* _AVAILABLE DATA_:
::::::::
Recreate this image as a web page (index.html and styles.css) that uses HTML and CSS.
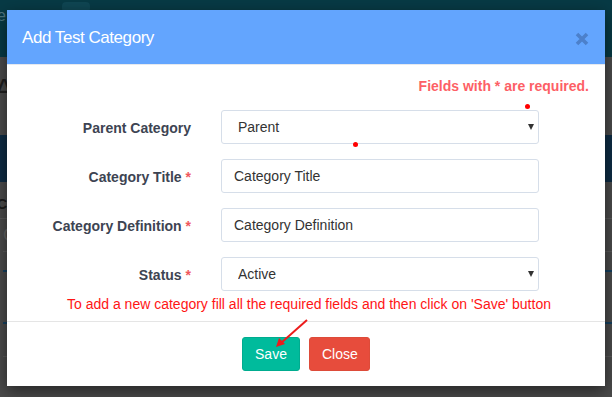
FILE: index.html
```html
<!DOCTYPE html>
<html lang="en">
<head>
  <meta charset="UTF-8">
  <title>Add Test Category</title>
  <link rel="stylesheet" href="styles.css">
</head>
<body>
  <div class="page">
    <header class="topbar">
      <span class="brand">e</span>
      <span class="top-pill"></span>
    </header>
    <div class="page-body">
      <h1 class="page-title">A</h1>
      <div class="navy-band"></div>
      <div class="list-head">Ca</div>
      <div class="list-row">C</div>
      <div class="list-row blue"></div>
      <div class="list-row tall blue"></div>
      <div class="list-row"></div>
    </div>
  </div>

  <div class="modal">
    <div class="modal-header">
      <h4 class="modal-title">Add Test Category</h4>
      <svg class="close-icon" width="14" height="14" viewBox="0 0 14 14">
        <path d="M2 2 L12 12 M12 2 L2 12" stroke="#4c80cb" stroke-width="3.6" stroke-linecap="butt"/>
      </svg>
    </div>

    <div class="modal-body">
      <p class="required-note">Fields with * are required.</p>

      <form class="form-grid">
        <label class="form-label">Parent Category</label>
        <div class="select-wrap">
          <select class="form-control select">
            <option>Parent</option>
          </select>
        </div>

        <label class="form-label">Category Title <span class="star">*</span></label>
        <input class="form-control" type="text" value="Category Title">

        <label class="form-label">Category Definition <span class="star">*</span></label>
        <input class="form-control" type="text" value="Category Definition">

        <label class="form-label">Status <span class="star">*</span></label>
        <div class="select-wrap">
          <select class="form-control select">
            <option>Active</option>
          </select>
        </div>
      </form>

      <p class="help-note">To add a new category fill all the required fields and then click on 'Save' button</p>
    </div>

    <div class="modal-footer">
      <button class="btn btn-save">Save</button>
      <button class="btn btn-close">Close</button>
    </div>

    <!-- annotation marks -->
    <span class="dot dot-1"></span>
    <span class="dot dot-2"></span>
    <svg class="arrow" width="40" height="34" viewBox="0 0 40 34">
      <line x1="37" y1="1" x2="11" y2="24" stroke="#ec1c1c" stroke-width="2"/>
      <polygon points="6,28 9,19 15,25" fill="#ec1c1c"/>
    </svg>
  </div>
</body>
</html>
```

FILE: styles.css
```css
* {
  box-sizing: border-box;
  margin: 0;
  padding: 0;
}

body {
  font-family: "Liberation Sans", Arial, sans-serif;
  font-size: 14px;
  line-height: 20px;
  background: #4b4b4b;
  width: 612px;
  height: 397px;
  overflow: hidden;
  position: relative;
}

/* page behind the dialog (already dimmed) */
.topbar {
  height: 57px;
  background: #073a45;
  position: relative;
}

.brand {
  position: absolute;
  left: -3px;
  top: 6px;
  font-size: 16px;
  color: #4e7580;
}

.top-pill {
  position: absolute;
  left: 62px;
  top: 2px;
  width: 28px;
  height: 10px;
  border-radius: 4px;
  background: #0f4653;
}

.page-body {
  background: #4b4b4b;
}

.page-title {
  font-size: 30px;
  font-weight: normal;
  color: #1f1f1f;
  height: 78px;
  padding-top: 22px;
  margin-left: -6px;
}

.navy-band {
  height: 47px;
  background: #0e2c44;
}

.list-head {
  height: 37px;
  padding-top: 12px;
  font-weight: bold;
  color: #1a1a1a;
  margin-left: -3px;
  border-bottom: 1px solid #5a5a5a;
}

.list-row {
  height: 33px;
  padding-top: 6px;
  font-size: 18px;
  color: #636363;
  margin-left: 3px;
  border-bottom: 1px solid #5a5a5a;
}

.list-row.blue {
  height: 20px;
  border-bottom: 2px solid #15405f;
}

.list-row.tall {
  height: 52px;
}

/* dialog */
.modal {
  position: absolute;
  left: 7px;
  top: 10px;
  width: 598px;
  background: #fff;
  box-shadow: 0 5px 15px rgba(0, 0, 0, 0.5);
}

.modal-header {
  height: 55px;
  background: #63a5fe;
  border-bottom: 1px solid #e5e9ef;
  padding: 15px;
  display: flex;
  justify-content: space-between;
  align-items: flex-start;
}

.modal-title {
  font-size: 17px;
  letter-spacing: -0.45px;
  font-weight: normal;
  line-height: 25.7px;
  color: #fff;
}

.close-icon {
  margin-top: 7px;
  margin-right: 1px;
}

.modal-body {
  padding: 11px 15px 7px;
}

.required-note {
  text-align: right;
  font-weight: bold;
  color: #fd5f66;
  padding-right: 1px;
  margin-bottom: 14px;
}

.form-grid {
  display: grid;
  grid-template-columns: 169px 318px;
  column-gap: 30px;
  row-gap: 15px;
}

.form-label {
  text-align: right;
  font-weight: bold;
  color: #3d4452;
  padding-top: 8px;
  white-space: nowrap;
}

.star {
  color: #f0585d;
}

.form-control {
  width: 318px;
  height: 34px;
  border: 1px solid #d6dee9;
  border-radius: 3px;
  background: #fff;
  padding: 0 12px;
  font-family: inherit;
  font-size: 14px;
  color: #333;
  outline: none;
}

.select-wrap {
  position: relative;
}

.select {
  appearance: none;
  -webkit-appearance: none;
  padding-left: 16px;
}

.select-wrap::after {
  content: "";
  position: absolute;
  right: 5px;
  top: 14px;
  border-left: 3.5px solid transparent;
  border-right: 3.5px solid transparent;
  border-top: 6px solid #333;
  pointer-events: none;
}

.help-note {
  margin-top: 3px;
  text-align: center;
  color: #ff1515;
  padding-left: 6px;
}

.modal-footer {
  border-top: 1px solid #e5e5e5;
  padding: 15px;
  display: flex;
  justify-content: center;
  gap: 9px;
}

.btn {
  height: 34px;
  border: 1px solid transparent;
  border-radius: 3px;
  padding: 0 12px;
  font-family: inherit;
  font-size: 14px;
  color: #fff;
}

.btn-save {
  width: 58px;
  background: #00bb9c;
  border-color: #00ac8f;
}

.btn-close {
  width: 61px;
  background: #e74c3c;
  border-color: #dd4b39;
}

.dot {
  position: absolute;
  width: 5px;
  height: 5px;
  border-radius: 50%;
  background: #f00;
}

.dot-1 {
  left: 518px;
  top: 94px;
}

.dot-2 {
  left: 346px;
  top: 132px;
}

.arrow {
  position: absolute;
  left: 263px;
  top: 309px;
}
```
::::::::
Skip the pictures, then retype every line above exactly.

* _SOLUTION TO THIS EXERCISE_:
Recreate this image as a web page (index.html and styles.css) that uses HTML and CSS.
FILE: index.html
```html
<!DOCTYPE html>
<html lang="en">
<head>
  <meta charset="UTF-8">
  <title>Add Test Category</title>
  <link rel="stylesheet" href="styles.css">
</head>
<body>
  <div class="page">
    <header class="topbar">
      <span class="brand">e</span>
      <span class="top-pill"></span>
    </header>
    <div class="page-body">
      <h1 class="page-title">A</h1>
      <div class="navy-band"></div>
      <div class="list-head">Ca</div>
      <div class="list-row">C</div>
      <div class="list-row blue"></div>
      <div class="list-row tall blue"></div>
      <div class="list-row"></div>
    </div>
  </div>

  <div class="modal">
    <div class="modal-header">
      <h4 class="modal-title">Add Test Category</h4>
      <svg class="close-icon" width="14" height="14" viewBox="0 0 14 14">
        <path d="M2 2 L12 12 M12 2 L2 12" stroke="#4c80cb" stroke-width="3.6" stroke-linecap="butt"/>
      </svg>
    </div>

    <div class="modal-body">
      <p class="required-note">Fields with * are required.</p>

      <form class="form-grid">
        <label class="form-label">Parent Category</label>
        <div class="select-wrap">
          <select class="form-control select">
            <option>Parent</option>
          </select>
        </div>

        <label class="form-label">Category Title <span class="star">*</span></label>
        <input class="form-control" type="text" value="Category Title">

        <label class="form-label">Category Definition <span class="star">*</span></label>
        <input class="form-control" type="text" value="Category Definition">

        <label class="form-label">Status <span class="star">*</span></label>
        <div class="select-wrap">
          <select class="form-control select">
            <option>Active</option>
          </select>
        </div>
      </form>

      <p class="help-note">To add a new category fill all the required fields and then click on 'Save' button</p>
    </div>

    <div class="modal-footer">
      <button class="btn btn-save">Save</button>
      <button class="btn btn-close">Close</button>
    </div>

    <!-- annotation marks -->
    <span class="dot dot-1"></span>
    <span class="dot dot-2"></span>
    <svg class="arrow" width="40" height="34" viewBox="0 0 40 34">
      <line x1="37" y1="1" x2="11" y2="24" stroke="#ec1c1c" stroke-width="2"/>
      <polygon points="6,28 9,19 15,25" fill="#ec1c1c"/>
    </svg>
  </div>
</body>
</html>
```

FILE: styles.css
```css
* {
  box-sizing: border-box;
  margin: 0;
  padding: 0;
}

body {
  font-family: "Liberation Sans", Arial, sans-serif;
  font-size: 14px;
  line-height: 20px;
  background: #4b4b4b;
  width: 612px;
  height: 397px;
  overflow: hidden;
  position: relative;
}

/* page behind the dialog (already dimmed) */
.topbar {
  height: 57px;
  background: #073a45;
  position: relative;
}

.brand {
  position: absolute;
  left: -3px;
  top: 6px;
  font-size: 16px;
  color: #4e7580;
}

.top-pill {
  position: absolute;
  left: 62px;
  top: 2px;
  width: 28px;
  height: 10px;
  border-radius: 4px;
  background: #0f4653;
}

.page-body {
  background: #4b4b4b;
}

.page-title {
  font-size: 30px;
  font-weight: normal;
  color: #1f1f1f;
  height: 78px;
  padding-top: 22px;
  margin-left: -6px;
}

.navy-band {
  height: 47px;
  background: #0e2c44;
}

.list-head {
  height: 37px;
  padding-top: 12px;
  font-weight: bold;
  color: #1a1a1a;
  margin-left: -3px;
  border-bottom: 1px solid #5a5a5a;
}

.list-row {
  height: 33px;
  padding-top: 6px;
  font-size: 18px;
  color: #636363;
  margin-left: 3px;
  border-bottom: 1px solid #5a5a5a;
}

.list-row.blue {
  height: 20px;
  border-bottom: 2px solid #15405f;
}

.list-row.tall {
  height: 52px;
}

/* dialog */
.modal {
  position: absolute;
  left: 7px;
  top: 10px;
  width: 598px;
  background: #fff;
  box-shadow: 0 5px 15px rgba(0, 0, 0, 0.5);
}

.modal-header {
  height: 55px;
  background: #63a5fe;
  border-bottom: 1px solid #e5e9ef;
  padding: 15px;
  display: flex;
  justify-content: space-between;
  align-items: flex-start;
}

.modal-title {
  font-size: 17px;
  letter-spacing: -0.45px;
  font-weight: normal;
  line-height: 25.7px;
  color: #fff;
}

.close-icon {
  margin-top: 7px;
  margin-right: 1px;
}

.modal-body {
  padding: 11px 15px 7px;
}

.required-note {
  text-align: right;
  font-weight: bold;
  color: #fd5f66;
  padding-right: 1px;
  margin-bottom: 14px;
}

.form-grid {
  display: grid;
  grid-template-columns: 169px 318px;
  column-gap: 30px;
  row-gap: 15px;
}

.form-label {
  text-align: right;
  font-weight: bold;
  color: #3d4452;
  padding-top: 8px;
  white-space: nowrap;
}

.star {
  color: #f0585d;
}

.form-control {
  width: 318px;
  height: 34px;
  border: 1px solid #d6dee9;
  border-radius: 3px;
  background: #fff;
  padding: 0 12px;
  font-family: inherit;
  font-size: 14px;
  color: #333;
  outline: none;
}

.select-wrap {
  position: relative;
}

.select {
  appearance: none;
  -webkit-appearance: none;
  padding-left: 16px;
}

.select-wrap::after {
  content: "";
  position: absolute;
  right: 5px;
  top: 14px;
  border-left: 3.5px solid transparent;
  border-right: 3.5px solid transparent;
  border-top: 6px solid #333;
  pointer-events: none;
}

.help-note {
  margin-top: 3px;
  text-align: center;
  color: #ff1515;
  padding-left: 6px;
}

.modal-footer {
  border-top: 1px solid #e5e5e5;
  padding: 15px;
  display: flex;
  justify-content: center;
  gap: 9px;
}

.btn {
  height: 34px;
  border: 1px solid transparent;
  border-radius: 3px;
  padding: 0 12px;
  font-family: inherit;
  font-size: 14px;
  color: #fff;
}

.btn-save {
  width: 58px;
  background: #00bb9c;
  border-color: #00ac8f;
}

.btn-close {
  width: 61px;
  background: #e74c3c;
  border-color: #dd4b39;
}

.dot {
  position: absolute;
  width: 5px;
  height: 5px;
  border-radius: 50%;
  background: #f00;
}

.dot-1 {
  left: 518px;
  top: 94px;
}

.dot-2 {
  left: 346px;
  top: 132px;
}

.arrow {
  position: absolute;
  left: 263px;
  top: 309px;
}
```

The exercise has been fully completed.